Thursday, August 30, 2012

The Status Quo Won't Hold


Here's the money quote from "The Rise of Settler Terrorism," an excellent Foreign Affairs piece written by Dan Bynum and Natan Sachs: "Almost everything related to the Israeli-Palestinian dispute involves complex tradeoffs and sorting through opposing and often equally legitimate claims."  No real peacemaking can ever take place without dealing honestly with mutually irreconcilable narratives.  But when we are willing to listen to more than one view of the conflict and treat both with respect, room is created to build a new future on the ruins of a broken past.  

The equally important lesson I draw is the way in which this piece undermines the assumption that the status quo in this long-unresolved conflict can hold.  As a wise American diplomat once said, there is no neutral gear in the Israeli-Palestinian conflict.  You're either moving forward and making progress or you are going in reverse.

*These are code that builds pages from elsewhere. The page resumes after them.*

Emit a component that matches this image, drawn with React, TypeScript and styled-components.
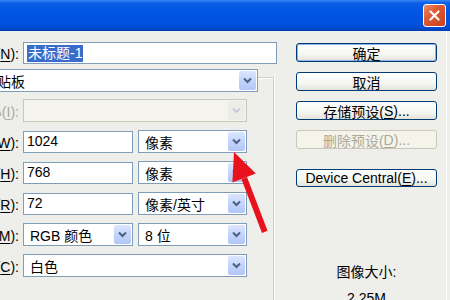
import React from "react";
import styled, { createGlobalStyle } from "styled-components";

const GlobalStyle = createGlobalStyle`
    html, body {
        margin: 0;
        padding: 0;
        width: 450px;
        height: 300px;
        overflow: hidden;
        background: #EEEEEA;
    }
`;

const FONT = `"Liberation Sans", "Noto Sans CJK SC", sans-serif`;

const Window = styled.div`
    width: 450px;
    height: 300px;
    overflow: hidden;
    font-family: ${FONT};
    font-size: 14px;
    color: #000;
`;

const TitleBar = styled.div`
    height: 31px;
    box-sizing: border-box;
    display: flex;
    align-items: center;
    justify-content: flex-end;
    padding-right: 4px;
    background: linear-gradient(to bottom, #3C86F2 0px, #0A5FE6 3px, #0055E3 12px, #0052DE 24px, #0047CC 29px, #003BB0 31px);
`;

const CloseButton = styled.div`
    width: 21px;
    height: 21px;
    border: 1px solid #fff;
    border-radius: 3px;
    display: flex;
    align-items: center;
    justify-content: center;
    background: linear-gradient(135deg, #EE8A68 0%, #DE5A34 40%, #C6401C 100%);
`;

const Body = styled.div`
    position: relative;
    display: flex;
    height: 269px;
    border-right: 1px solid #fff;
    margin-right: 3px;
`;

const LeftPanel = styled.div`
    flex: none;
    width: 367px;
    margin-left: -90px;
    padding-top: 11px;
    display: flex;
    flex-direction: column;
`;

const FieldRow = styled.div`
    display: flex;
    align-items: center;
    gap: 5px;
    height: 23px;
`;

const Label = styled.span<{ $disabled?: boolean }>`
    flex: none;
    box-sizing: border-box;
    width: 110px;
    margin-right: -2px;
    padding-right: 1px;
    text-align: right;
    white-space: nowrap;
    color: ${(p) => (p.$disabled ? "#ACA899" : "#000")};
    u {
        text-decoration: underline;
        text-underline-offset: 2px;
    }
`;

const TextInput = styled.div<{ $w: number }>`
    width: ${(p) => p.$w}px;
    height: 22px;
    box-sizing: border-box;
    border: 1px solid #7F9DB9;
    background: #fff;
    display: flex;
    align-items: center;
    padding-left: 3px;
    line-height: 17px;
`;

const Selected = styled.span`
    background: #3A6DCB;
    color: #fff;
    padding: 0 1px;
`;

const Select = styled.div<{ $w: number; $disabled?: boolean }>`
    flex: none;
    width: ${(p) => p.$w}px;
    height: 23px;
    box-sizing: border-box;
    border: 1px solid ${(p) => (p.$disabled ? "#C9C7BA" : "#7F9DB9")};
    background: ${(p) => (p.$disabled ? "#F4F3EE" : "#fff")};
    display: flex;
    align-items: center;
    padding: 1px;
    padding-left: 6px;
`;

const SelectValue = styled.span`
    flex: 1;
    white-space: nowrap;
    overflow: hidden;
`;

const DropButton = styled.div<{ $disabled?: boolean }>`
    flex: none;
    width: 17px;
    height: 19px;
    border-radius: 2px;
    display: flex;
    align-items: center;
    justify-content: center;
    background: ${(p) =>
        p.$disabled
            ? "#EDEDE8"
            : "linear-gradient(to bottom, #DCE6FD 0%, #C3D4FC 50%, #B2C6F6 100%)"};
`;

const GroupBox = styled.div`
    margin-top: 13px;
    width: 363px;
    height: 240px;
    border-top: 1px solid #D0D0C4;
    border-right: 1px solid #D0D0C4;
    box-shadow: inset 0 1px 0 #fff, 1px 0 0 #fff;
    display: flex;
    flex-direction: column;
    gap: 8px;
`;

const PresetSelect = styled(Select)`
    margin-top: -9px;
    margin-bottom: -1px;
    margin-left: 56px;
    padding-left: 16px;
`;

const RightPanel = styled.div`
    flex: 1;
    padding-top: 12px;
    padding-left: 19px;
    display: flex;
    flex-direction: column;
    align-items: flex-start;
    gap: 10px;
`;

const Button = styled.div<{ $default?: boolean; $disabled?: boolean }>`
    width: 141px;
    height: 19px;
    box-sizing: border-box;
    border: 1px solid ${(p) => (p.$disabled ? "#C9C7BA" : "#003C74")};
    border-radius: 3px;
    display: flex;
    align-items: center;
    justify-content: center;
    white-space: nowrap;
    color: ${(p) => (p.$disabled ? "#ACA899" : "#000")};
    background: ${(p) =>
        p.$disabled ? "#F5F4EA" : "linear-gradient(to bottom, #FFFFFF 0%, #F6F6F2 60%, #E4E3DA 100%)"};
    box-shadow: ${(p) => (p.$default ? "inset 0 0 0 1px #8EB0EC" : "none")};
    u {
        text-decoration: underline;
        text-underline-offset: 2px;
    }
`;

const Spacer = styled.div`
    height: 19px;
`;

const SizeInfo = styled.div`
    margin-top: 62px;
    width: 141px;
    text-align: center;
    line-height: 26px;
`;

const ArrowOverlay = styled.svg`
    position: absolute;
    left: 0;
    top: -31px;
    pointer-events: none;
`;

const Chevron = ({ disabled }: { disabled?: boolean }) => (
    <svg width="9" height="7" viewBox="0 0 9 7">
        <path d="M1 1.5 L4.5 5 L8 1.5" fill="none" stroke={disabled ? "#C6CCD8" : "#4D6185"} strokeWidth="2" />
    </svg>
);

const Dropdown = ({ w, value, disabled }: { w: number; value: string; disabled?: boolean }) => (
    <Select $w={w} $disabled={disabled}>
        <SelectValue>{value}</SelectValue>
        <DropButton $disabled={disabled}>
            <Chevron disabled={disabled} />
        </DropButton>
    </Select>
);

export default function App() {
    return (
        <Window>
            <GlobalStyle />
            <TitleBar>
                <CloseButton>
                    <svg width="11" height="11" viewBox="0 0 11 11">
                        <path d="M1.5 1.5 L9.5 9.5 M9.5 1.5 L1.5 9.5" stroke="#fff" strokeWidth="2.2" strokeLinecap="round" />
                    </svg>
                </CloseButton>
            </TitleBar>
            <Body>
                <LeftPanel>
                    <FieldRow>
                        <Label>名称(<u>N</u>):</Label>
                        <TextInput $w={254}>
                            <Selected>未标题-1</Selected>
                        </TextInput>
                    </FieldRow>
                    <GroupBox>
                        <PresetSelect $w={292}>
                            <SelectValue>剪贴板</SelectValue>
                            <DropButton>
                                <Chevron />
                            </DropButton>
                        </PresetSelect>
                        <FieldRow>
                            <Label $disabled>大小(<u>I</u>):</Label>
                            <Dropdown w={224} value="" disabled />
                        </FieldRow>
                        <FieldRow>
                            <Label>宽度(<u>W</u>):</Label>
                            <TextInput $w={110}>1024</TextInput>
                            <Dropdown w={109} value="像素" />
                        </FieldRow>
                        <FieldRow>
                            <Label>高度(<u>H</u>):</Label>
                            <TextInput $w={110}>768</TextInput>
                            <Dropdown w={109} value="像素" />
                        </FieldRow>
                        <FieldRow>
                            <Label>分辨率(<u>R</u>):</Label>
                            <TextInput $w={110}>72</TextInput>
                            <Dropdown w={109} value="像素/英寸" />
                        </FieldRow>
                        <FieldRow>
                            <Label>颜色模式(<u>M</u>):</Label>
                            <Dropdown w={110} value="RGB 颜色" />
                            <Dropdown w={109} value="8 位" />
                        </FieldRow>
                        <FieldRow>
                            <Label>背景内容(<u>C</u>):</Label>
                            <Dropdown w={224} value="白色" />
                        </FieldRow>
                    </GroupBox>
                </LeftPanel>
                <RightPanel>
                    <Button $default>确定</Button>
                    <Button>取消</Button>
                    <Button>存储预设(<u>S</u>)...</Button>
                    <Button $disabled>删除预设(<u>D</u>)...</Button>
                    <Spacer />
                    <Button>Device Central(<u>E</u>)...</Button>
                    <SizeInfo>
                        图像大小:
                        <br />
                        2.25M
                    </SizeInfo>
                </RightPanel>
                <ArrowOverlay width="450" height="300" viewBox="0 0 450 300">
                    <polygon points="234,152 255.8,173.6 232.4,182.6" fill="#E8121C" />
                    <polygon points="247,177 241.5,179.2 262,233 267.5,230.8" fill="#E8121C" />
                </ArrowOverlay>
            </Body>
        </Window>
    );
}
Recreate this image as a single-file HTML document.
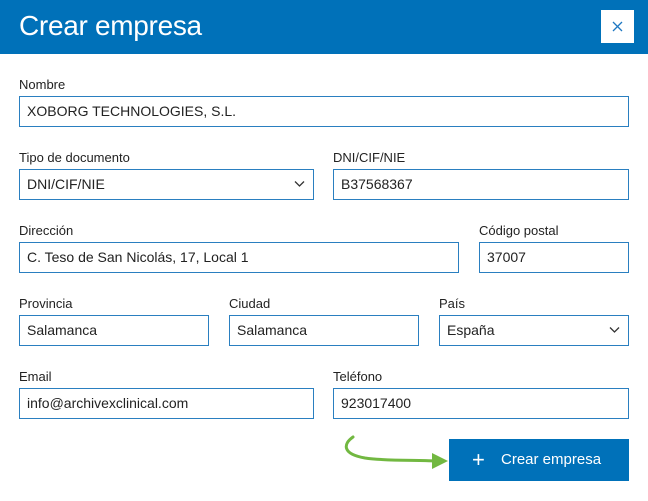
<!DOCTYPE html>
<html><head><meta charset="utf-8"><style>
*{box-sizing:border-box;margin:0;padding:0}
body{width:648px;height:501px;background:#fff;font-family:"Liberation Sans",sans-serif;position:relative;overflow:hidden;color:#222}
.hd{position:absolute;left:0;top:0;width:648px;height:54px;background:#0071b9}
.hd h1{position:absolute;left:19px;top:10px;font-weight:normal;font-size:28px;color:#fff;letter-spacing:-0.3px}
.x{position:absolute;left:601px;top:10px;width:33px;height:33px;background:#fff}
.l{position:absolute;font-size:13px;color:#222}
.i{position:absolute;height:31px;border:1px solid #2a7fc0;font-size:14px;padding-left:7px;line-height:29px;color:#222}
.chev{position:absolute;right:8px;top:10px}
.btn{position:absolute;left:449px;top:439px;width:180px;height:42px;background:#0071b9;color:#fff;font-size:15px;line-height:42px}
</style></head><body>
<div class="hd"><h1>Crear empresa</h1>
<div class="x"><svg width="33" height="33"><path d="M12 12L21 21M21 12L12 21" stroke="#1e78c2" stroke-width="1.3"/></svg></div></div>

<div class="l" style="left:19px;top:77px">Nombre</div>
<div class="i" style="left:19px;top:96px;width:610px">XOBORG TECHNOLOGIES, S.L.</div>

<div class="l" style="left:19px;top:150px">Tipo de documento</div>
<div class="i" style="left:19px;top:169px;width:295px">DNI/CIF/NIE<svg class="chev" width="11" height="8"><path d="M1 1.5L5.5 6L10 1.5" stroke="#333" fill="none" stroke-width="1.3"/></svg></div>
<div class="l" style="left:333px;top:150px">DNI/CIF/NIE</div>
<div class="i" style="left:333px;top:169px;width:296px">B37568367</div>

<div class="l" style="left:19px;top:223px">Dirección</div>
<div class="i" style="left:19px;top:242px;width:440px">C. Teso de San Nicolás, 17, Local 1</div>
<div class="l" style="left:479px;top:223px">Código postal</div>
<div class="i" style="left:479px;top:242px;width:150px">37007</div>

<div class="l" style="left:19px;top:296px">Provincia</div>
<div class="i" style="left:19px;top:315px;width:190px">Salamanca</div>
<div class="l" style="left:229px;top:296px">Ciudad</div>
<div class="i" style="left:229px;top:315px;width:190px">Salamanca</div>
<div class="l" style="left:439px;top:296px">País</div>
<div class="i" style="left:439px;top:315px;width:190px">España<svg class="chev" width="11" height="8"><path d="M1 1.5L5.5 6L10 1.5" stroke="#333" fill="none" stroke-width="1.3"/></svg></div>

<div class="l" style="left:19px;top:369px">Email</div>
<div class="i" style="left:19px;top:388px;width:295px">info@archivexclinical.com</div>
<div class="l" style="left:333px;top:369px">Teléfono</div>
<div class="i" style="left:333px;top:388px;width:296px">923017400</div>

<svg style="position:absolute;left:340px;top:430px" width="110" height="45"><path d="M13 7C3 14 2 24 25 28C45 31 75 30 95 31" stroke="#72b841" stroke-width="3" fill="none" stroke-linecap="round"/><path d="M92 23L108 31L92 39Z" fill="#72b841"/></svg>
<div class="btn"><span style="position:absolute;left:23px;font-size:22px;font-weight:300">+</span><span style="position:absolute;left:52px">Crear empresa</span></div>
</body></html>
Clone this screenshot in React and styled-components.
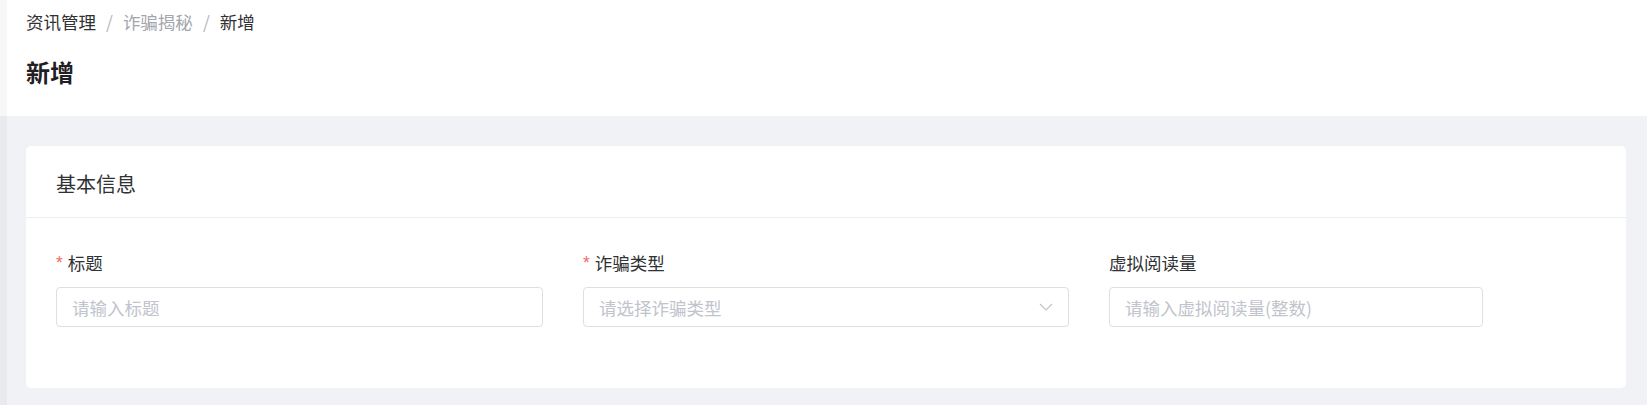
import React from "react";
import styled, { createGlobalStyle } from "styled-components";

const GlobalStyle = createGlobalStyle`
  html, body {
    margin: 0;
    padding: 0;
    background: #f0f2f5;
    font-family: "Noto Sans CJK SC", "Liberation Sans", sans-serif;
  }
  * {
    box-sizing: border-box;
  }
`;

const fields = [
  { label: "标题", required: true, placeholder: "请输入标题", width: 487 },
  { label: "诈骗类型", required: true, placeholder: "请选择诈骗类型", width: 486, select: true },
  { label: "虚拟阅读量", required: false, placeholder: "请输入虚拟阅读量(整数)", width: 374 },
];

const Page = styled.div`
  position: relative;
  min-height: 405px;
  background: #f0f2f5;

  &::before {
    content: "";
    position: absolute;
    left: 0;
    top: 0;
    bottom: 0;
    width: 7px;
    background: rgba(0, 0, 0, 0.03);
  }
`;

const Header = styled.div`
  background: #fff;
  height: 116px;
  padding: 10px 26px 0;
  display: flex;
  flex-direction: column;
  gap: 22px;
`;

const Crumbs = styled.div`
  display: flex;
  align-items: center;
  font-size: 17.5px;
  line-height: 24px;
`;

const Crumb = styled.span`
  color: ${(p) => (p.$muted ? "#a3a6ad" : "#303133")};
`;

const Sep = styled.span`
  color: #b4b7be;
  margin: 0 10px;
`;

const Title = styled.h1`
  margin: 0;
  font-size: 24px;
  line-height: 32px;
  font-weight: 700;
  color: #1f2023;
`;

const Body = styled.div`
  padding: 30px 21px 18px 26px;
`;

const Card = styled.div`
  background: #fff;
  border-radius: 5px;
`;

const CardHead = styled.div`
  height: 72px;
  padding: 3px 30px 0;
  display: flex;
  align-items: center;
  border-bottom: 1px solid #ebeef3;
  font-size: 20px;
  color: #303133;
`;

const FormRow = styled.div`
  display: flex;
  gap: 40px;
  padding: 33px 30px 61px;
`;

const Field = styled.div`
  width: ${(p) => p.$w}px;
  display: flex;
  flex-direction: column;
  gap: 12px;
`;

const Label = styled.label`
  display: flex;
  align-items: center;
  font-size: 17.5px;
  line-height: 24px;
  color: #303133;
`;

const Star = styled.span`
  color: #f56c6c;
  margin-right: 5px;
  font-family: "Liberation Sans", sans-serif;
`;

const Box = styled.div`
  height: 40px;
  border: 1px solid #dcdfe6;
  border-radius: 4px;
  padding: 0 15px;
  display: flex;
  align-items: center;
  justify-content: space-between;
  font-size: 17.5px;
  color: #c0c4cc;
`;

const Chevron = () => (
  <svg width="14" height="8" viewBox="0 0 14 8" fill="none">
    <path d="M1 1l6 6 6-6" stroke="#c0c4cc" strokeWidth="1.2" />
  </svg>
);

export default function App() {
  return (
    <>
      <GlobalStyle />
      <Page>
        <Header>
          <Crumbs>
            <Crumb>资讯管理</Crumb>
            <Sep>/</Sep>
            <Crumb $muted>诈骗揭秘</Crumb>
            <Sep>/</Sep>
            <Crumb>新增</Crumb>
          </Crumbs>
          <Title>新增</Title>
        </Header>
        <Body>
          <Card>
            <CardHead>基本信息</CardHead>
            <FormRow>
              {fields.map((f) => (
                <Field key={f.label} $w={f.width}>
                  <Label>
                    {f.required && <Star>*</Star>}
                    {f.label}
                  </Label>
                  <Box>
                    <span>{f.placeholder}</span>
                    {f.select && <Chevron />}
                  </Box>
                </Field>
              ))}
            </FormRow>
          </Card>
        </Body>
      </Page>
    </>
  );
}
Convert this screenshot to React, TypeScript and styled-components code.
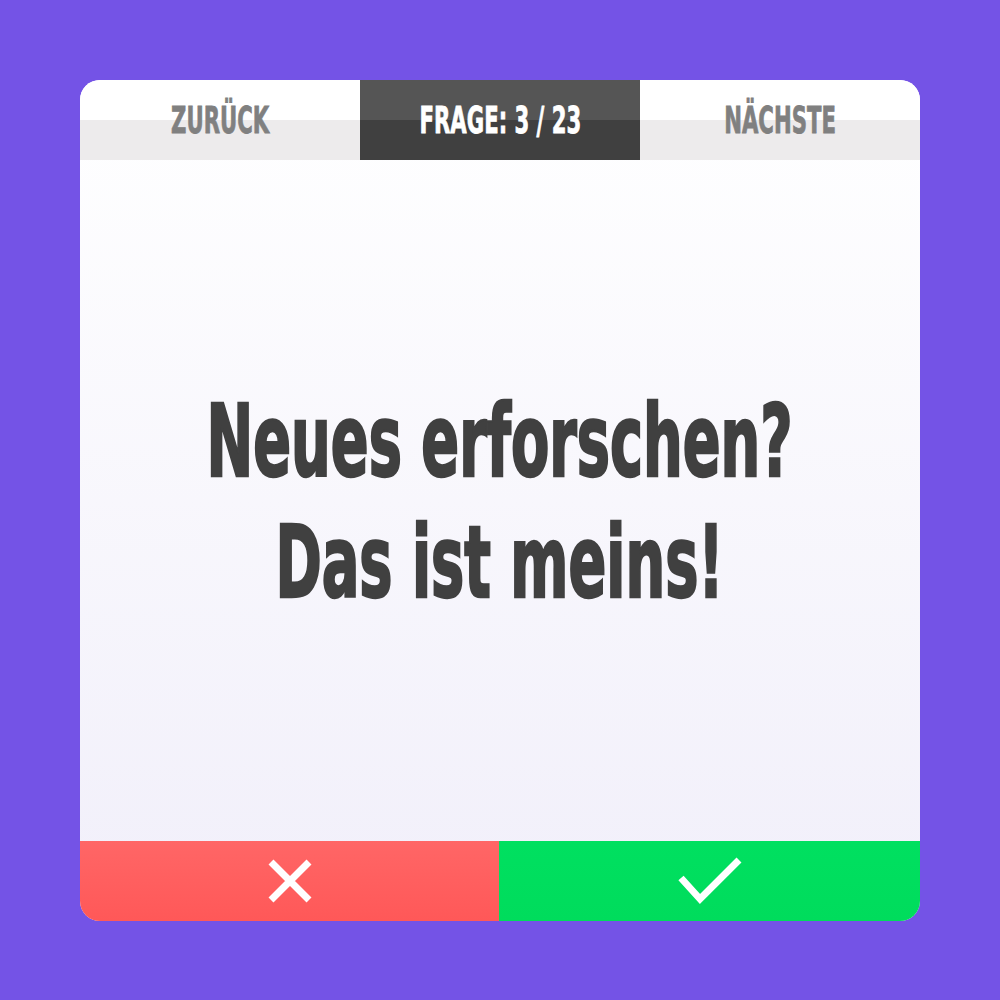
import React from "react";
import styled, { createGlobalStyle } from "styled-components";

const GlobalStyle = createGlobalStyle`
  html, body {
    margin: 0;
    padding: 0;
    background: #7453e6;
  }
  body {
    font-family: "DejaVu Sans Condensed", "Liberation Sans Narrow", "Liberation Sans", sans-serif;
  }
`;

const Page = styled.div`
  width: 1000px;
  height: 1000px;
  display: flex;
  align-items: center;
  justify-content: center;
  background: #7453e6;
`;

const Card = styled.div`
  width: 840px;
  height: 841px;
  border-radius: 20px;
  overflow: hidden;
  display: flex;
  flex-direction: column;
  background: linear-gradient(180deg, #ffffff 0%, #f1effa 100%);
`;

const Header = styled.div`
  height: 80px;
  display: grid;
  grid-template-columns: repeat(3, 1fr);
`;

const Tab = styled.div<{ $active?: boolean }>`
  display: flex;
  align-items: center;
  justify-content: center;
  font-weight: 700;
  font-size: 38px;
  color: ${(p) => (p.$active ? "#ffffff" : "#808080")};
  -webkit-text-stroke: 0.8px ${(p) => (p.$active ? "#ffffff" : "#808080")};
  background: ${(p) =>
    p.$active
      ? "linear-gradient(180deg, #555555 0 50%, #404040 50% 100%)"
      : "linear-gradient(180deg, #ffffff 0 50%, #edebec 50% 100%)"};
`;

const Squeeze = styled.span<{ $x: number }>`
  display: inline-block;
  white-space: nowrap;
  transform: scaleX(${(p) => p.$x});
`;

const Body = styled.div`
  flex: 1;
  display: flex;
  align-items: center;
  justify-content: center;
  padding-top: 4px;
`;

const Question = styled.div`
  display: flex;
  flex-direction: column;
  align-items: center;
  font-weight: 700;
  font-size: 100px;
  line-height: 121px;
  color: #404040;
  -webkit-text-stroke: 2.5px #404040;
`;

const Footer = styled.div`
  height: 80px;
  display: grid;
  grid-template-columns: 419px 1fr;
`;

const Answer = styled.button<{ $yes?: boolean }>`
  border: none;
  padding: 0;
  display: flex;
  align-items: center;
  justify-content: center;
  cursor: pointer;
  background: ${(p) =>
    p.$yes
      ? "linear-gradient(180deg, #00e060 0%, #00dc5c 100%)"
      : "linear-gradient(180deg, #ff6666 0%, #ff5858 100%)"};
`;

function CrossIcon() {
  return (
    <svg width="46" height="46" viewBox="0 0 46 46">
      <path d="M4 4 L42 42 M42 4 L4 42" stroke="#fff" strokeWidth="7" fill="none" />
    </svg>
  );
}

function CheckIcon() {
  return (
    <svg width="64" height="48" viewBox="0 0 64 48">
      <path d="M3 21 L22 42 L61 3" stroke="#fff" strokeWidth="7" fill="none" />
    </svg>
  );
}

export default function App() {
  return (
    <>
      <GlobalStyle />
      <Page>
        <Card>
          <Header>
            <Tab>
              <Squeeze $x={0.62}>ZURÜCK</Squeeze>
            </Tab>
            <Tab $active>
              <Squeeze $x={0.62}>FRAGE: 3 / 23</Squeeze>
            </Tab>
            <Tab>
              <Squeeze $x={0.62}>NÄCHSTE</Squeeze>
            </Tab>
          </Header>
          <Body>
            <Question>
              <Squeeze $x={0.62}>Neues erforschen?</Squeeze>
              <Squeeze $x={0.62}>Das ist meins!</Squeeze>
            </Question>
          </Body>
          <Footer>
            <Answer aria-label="Nein">
              <CrossIcon />
            </Answer>
            <Answer $yes aria-label="Ja">
              <CheckIcon />
            </Answer>
          </Footer>
        </Card>
      </Page>
    </>
  );
}
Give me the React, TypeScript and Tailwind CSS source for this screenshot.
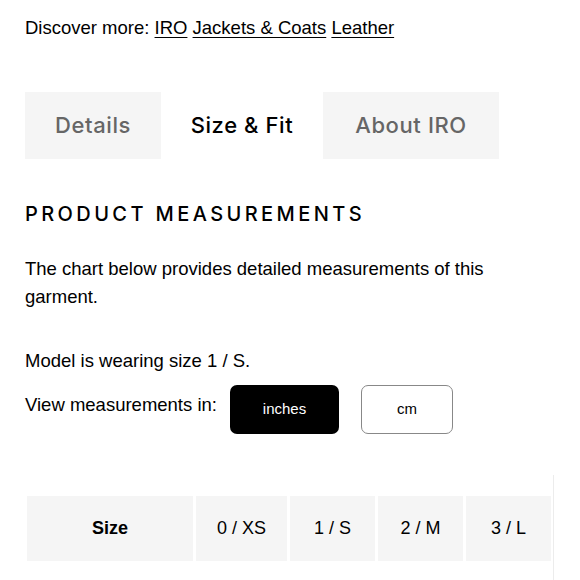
const SIZES = ['0 / XS', '1 / S', '2 / M', '3 / L'];
const CELL_W = ['w-[91px]', 'w-[85px]', 'w-[85px]', 'w-[85px]'];

export default function App() {
  return (
    <div className="h-[580px] w-[580px] overflow-hidden bg-white pl-[25px] text-black" style={{ fontFamily: '"Liberation Sans", Arial, sans-serif' }}>
      <p className="pt-[17px] text-[18.5px] leading-[22px]">
        Discover more:{' '}
        <a className="underline underline-offset-[3px]">IRO</a>{' '}
        <a className="underline underline-offset-[3px]">Jackets &amp; Coats</a>{' '}
        <a className="underline underline-offset-[3px]">Leather</a>
      </p>

      <div className="mt-[53px] flex h-[67px] w-[474px] text-[22px] font-medium tracking-[0.6px] font-['Inter',sans-serif]">
        <div className="flex w-[136px] items-center justify-center bg-[#f5f5f5] text-[#666]">Details</div>
        <div className="flex w-[162px] items-center justify-center bg-white text-black">Size &amp; Fit</div>
        <div className="flex w-[176px] items-center justify-center bg-[#f5f5f5] text-[#666]">About IRO</div>
      </div>

      <h2 className="mt-[43px] text-[20px] font-medium leading-[24px] tracking-[3.4px] font-['Inter',sans-serif]">PRODUCT MEASUREMENTS</h2>

      <p className="mt-[29px] w-[500px] text-[18.5px] leading-[28px]">
        The chart below provides detailed measurements of this garment.
      </p>

      <p className="mt-[38px] text-[18.5px] leading-[24px]">Model is wearing size 1 / S.</p>

      <div className="mt-[12px] flex items-start">
        <span className="mt-[8px] w-[205px] text-[18.5px] leading-[24px]">View measurements in:</span>
        <button className="h-[49px] w-[109px] rounded-[7px] bg-black text-[15px] text-white">inches</button>
        <button className="ml-[22px] h-[49px] w-[92px] rounded-[7px] border border-[#888] bg-white text-[15px] text-black">cm</button>
      </div>

      <div className="mt-[62px] flex">
        <div className="flex gap-[3px] pl-[2px]">
          <div className="flex h-[65px] w-[166px] items-center justify-center bg-[#f5f5f5] text-[18px] font-bold">Size</div>
          {SIZES.map((s, i) => (
            <div key={s} className={`flex h-[65px] ${CELL_W[i]} items-center justify-center bg-[#f5f5f5] text-[18px]`}>{s}</div>
          ))}
        </div>
        <div className="-mt-[21px] ml-[2px] h-[130px] w-px bg-[#ececec]" />
      </div>
    </div>
  );
}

Lack of progress toward peace strengthens radicals on both sides.  And of course there are those who believe violence is a legitimate means to achieve their goals, but violence begets violence and will bring neither lasting peace or security to either the perpetrators or the victims.   Leaders on both sides must not only be quick to condemn the use of violence, but they bear equal responsibility to be about the urgent business of pursuing peace.   The status quo does not hold, and only by providing a vision for a better future, one that finds a way to accommodate the legitimate rights of two people with deep connections to the land, can those on both sides who desire to live in peace be strengthened and those who would use violence be pushed further to the margins of their respective societies.